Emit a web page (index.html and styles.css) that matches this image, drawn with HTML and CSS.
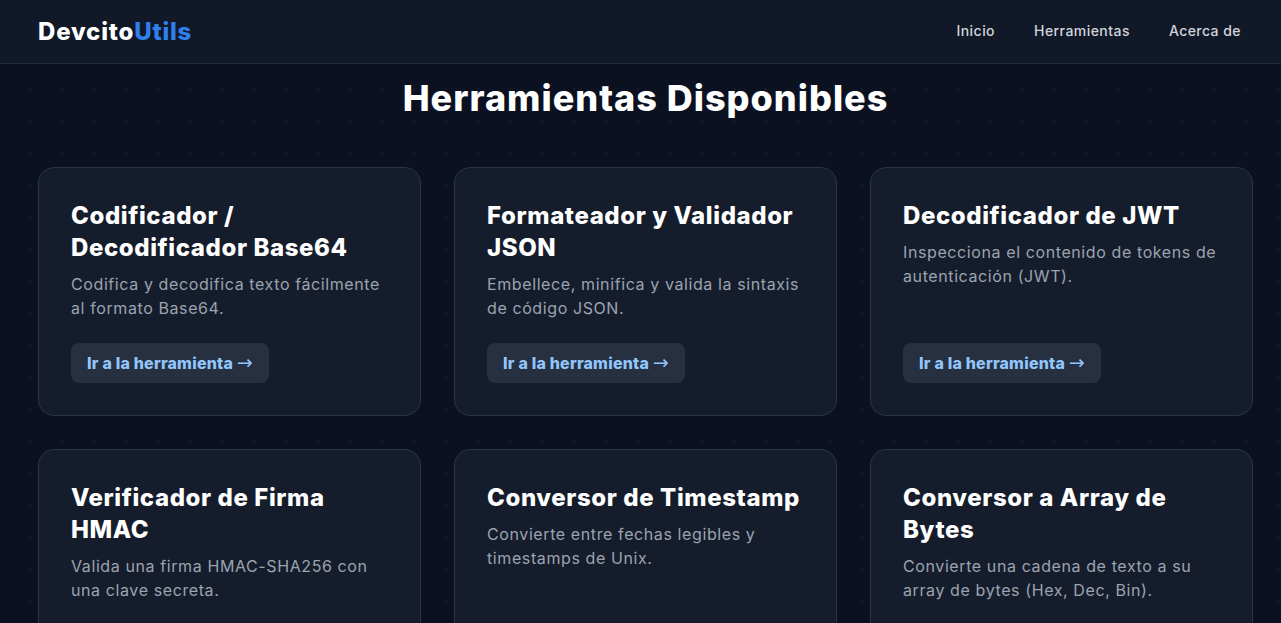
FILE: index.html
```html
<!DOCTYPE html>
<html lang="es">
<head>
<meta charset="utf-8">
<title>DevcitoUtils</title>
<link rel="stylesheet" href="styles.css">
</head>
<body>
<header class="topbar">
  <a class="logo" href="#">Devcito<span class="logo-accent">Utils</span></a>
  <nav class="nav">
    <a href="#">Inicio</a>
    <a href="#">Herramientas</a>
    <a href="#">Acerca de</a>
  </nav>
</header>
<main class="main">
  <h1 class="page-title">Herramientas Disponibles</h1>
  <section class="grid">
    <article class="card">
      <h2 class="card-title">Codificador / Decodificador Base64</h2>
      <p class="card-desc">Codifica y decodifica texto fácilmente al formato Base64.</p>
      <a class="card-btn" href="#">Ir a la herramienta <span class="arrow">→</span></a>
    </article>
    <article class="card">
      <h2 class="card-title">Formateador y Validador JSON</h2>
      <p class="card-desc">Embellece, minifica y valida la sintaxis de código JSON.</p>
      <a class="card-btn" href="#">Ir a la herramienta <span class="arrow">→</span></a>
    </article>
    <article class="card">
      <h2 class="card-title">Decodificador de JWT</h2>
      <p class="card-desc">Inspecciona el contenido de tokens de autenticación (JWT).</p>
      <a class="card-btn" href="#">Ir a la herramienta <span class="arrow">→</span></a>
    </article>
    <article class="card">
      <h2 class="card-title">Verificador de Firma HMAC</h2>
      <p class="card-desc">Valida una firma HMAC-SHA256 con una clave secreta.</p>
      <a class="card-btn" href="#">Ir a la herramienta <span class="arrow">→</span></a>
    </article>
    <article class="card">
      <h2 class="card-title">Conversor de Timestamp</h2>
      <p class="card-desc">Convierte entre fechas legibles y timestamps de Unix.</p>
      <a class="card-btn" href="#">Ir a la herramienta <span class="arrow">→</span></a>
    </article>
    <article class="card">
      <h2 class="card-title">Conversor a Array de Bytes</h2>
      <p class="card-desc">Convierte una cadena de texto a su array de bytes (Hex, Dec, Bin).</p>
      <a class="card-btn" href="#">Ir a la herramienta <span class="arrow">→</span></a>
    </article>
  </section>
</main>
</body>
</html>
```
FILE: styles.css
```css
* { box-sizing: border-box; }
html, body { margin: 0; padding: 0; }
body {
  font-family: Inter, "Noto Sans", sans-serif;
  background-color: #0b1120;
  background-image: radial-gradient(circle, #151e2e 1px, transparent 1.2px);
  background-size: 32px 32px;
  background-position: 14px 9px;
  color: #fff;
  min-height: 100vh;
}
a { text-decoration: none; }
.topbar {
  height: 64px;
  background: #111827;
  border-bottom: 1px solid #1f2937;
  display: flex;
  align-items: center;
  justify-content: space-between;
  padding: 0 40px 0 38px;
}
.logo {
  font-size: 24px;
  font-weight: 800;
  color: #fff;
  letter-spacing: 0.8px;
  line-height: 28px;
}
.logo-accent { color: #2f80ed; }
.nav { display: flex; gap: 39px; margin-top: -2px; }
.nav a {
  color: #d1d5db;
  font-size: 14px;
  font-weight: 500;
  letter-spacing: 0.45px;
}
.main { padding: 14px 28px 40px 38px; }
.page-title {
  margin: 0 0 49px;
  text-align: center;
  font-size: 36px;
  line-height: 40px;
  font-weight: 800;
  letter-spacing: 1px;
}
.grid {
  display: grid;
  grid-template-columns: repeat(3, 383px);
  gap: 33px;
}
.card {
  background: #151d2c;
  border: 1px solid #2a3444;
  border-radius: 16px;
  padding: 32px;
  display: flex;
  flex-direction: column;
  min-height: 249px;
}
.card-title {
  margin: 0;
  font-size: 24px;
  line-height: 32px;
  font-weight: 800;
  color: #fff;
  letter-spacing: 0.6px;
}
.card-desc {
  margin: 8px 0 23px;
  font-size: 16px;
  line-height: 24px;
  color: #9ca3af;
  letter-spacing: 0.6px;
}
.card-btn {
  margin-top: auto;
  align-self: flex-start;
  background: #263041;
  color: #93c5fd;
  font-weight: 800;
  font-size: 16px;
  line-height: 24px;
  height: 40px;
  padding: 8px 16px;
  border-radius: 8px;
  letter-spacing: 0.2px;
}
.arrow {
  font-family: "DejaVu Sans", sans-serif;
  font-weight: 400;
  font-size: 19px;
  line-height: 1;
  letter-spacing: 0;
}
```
-------------------------
Return each line that includes "page".

Emit a web page (index.html and styles.css) that matches this image, drawn with HTML and CSS.
  <h1 class="page-title">Herramientas Disponibles</h1>
.page-title {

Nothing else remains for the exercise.